Préface
par Jean-Didier Vincent
Voici un livre franchement gouleyant ; il a du goût et du parti pris, « le parti pris des choses » à la Francis Ponge ; c’est-à-dire contre le magma du pérorage dégustateur avec son fatras de mots qui se veulent poétiques. Tout au contraire, voici un livre bien écrit, clair et reposant sur des bases scientifiques sûres qui n’enlèvent rien à son caractère digeste comme se doit de l’être un bon vin, ou encore, un livre-passion sur la santé par le vin, un livre, enfin, qui enflammera la mémoire des amants de la vigne et de son divin nectar.
Je me souviens d’un ami à l’agonie pour un méchant cancer (celui du pancréas qui ne pardonne pas), je lui apportais mon meilleur flacon, un Latour 1961, non sans m’être muni de verres à dégustation, afin d’éviter les infâmes gobelets d’hôpital. Le buste redressé sur une pile d’oreillers, il tint le verre d’une main ferme, le manipulant selon les règles ; les deux ou trois goulées qui suivirent firent naître sur son visage décharné un merveilleux sourire que je n’oublierai jamais : un pur moment de parfaite santé. Il est mort le soir même ; son fils m’avouât qu’il avait fini la bouteille.
L’ouvrage de Laure Gasparotto (quel beau nom pétrarquiste !) est une quête que je qualifierais de mystique si je ne craignais de tomber dans l’emphase (une faiblesse fréquente chez les buveurs de vin).

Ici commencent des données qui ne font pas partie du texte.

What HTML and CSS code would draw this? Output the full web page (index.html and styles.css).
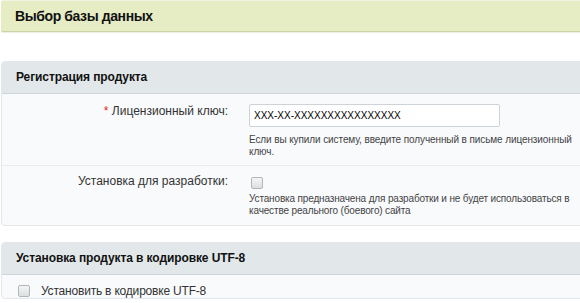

Faisant fi de la bimbeloterie wagnerienne, je ne peux manquer de souligner la parenté symbolique du vin et du Graal, la coupe de la Cène qui aurait servi à Joseph d’Arimathie pour recueillir le sang du Christ, un breuvage sacré qui soigne et guérit la souffrance du roi. Le vin, écrit Laure Gasparotto, est tel le graal, « une mémoire […]. Plus encore qu’une somme de temporalités : depuis le temps géologique (qui a formé le sol sur lequel il s’enfonce) au temps humain (qui travaille la vigne au quotidien) passant par le temps historique créateur des us et coutumes, des traditions viticoles ». Le vin fut loué de tous les temps parce que, comme le breuvage sacré du mythe, il est un élixir qui soigne et répare les misères infligées au pauvre corps humain. « Il faut sauver le vin parce que c’est lui qui fonde notre humanité et notre civilisation. » Tel est le projet de l’auteur dans lequel nous est proposé de saisir l’essence du vin dans sa réalité aussi bien physique que spirituelle, même si les objectifs et méthodes peuvent sembler terriblement matériels : « boire sans grossir, sans excès et sans nuire à votre santé ». Quel programme !
Le livre comporte deux parties. La première (chapitres 1 à 4) raconte le cheminement initiatique de l’auteure à travers des rencontres avec des maîtres dont la sagesse se mesure à la qualité de leur engagement dans la recherche d’une vérité qui est la leur et porte sur une propriété commune à tout être vivant : extraire de l’énergie du monde, terre ou soleil et s’en servir aux fins de sa propre construction – ce que l’on désigne sous le terme savant de métabolisme. Au terme de ce parcours, une évidence : le vin est un aliment. La seconde partie est un vade-mecum permettant au buveur de vin de choisir celui-ci sur ses qualités nutritionnelles qui passent par ses qualités sensorielles.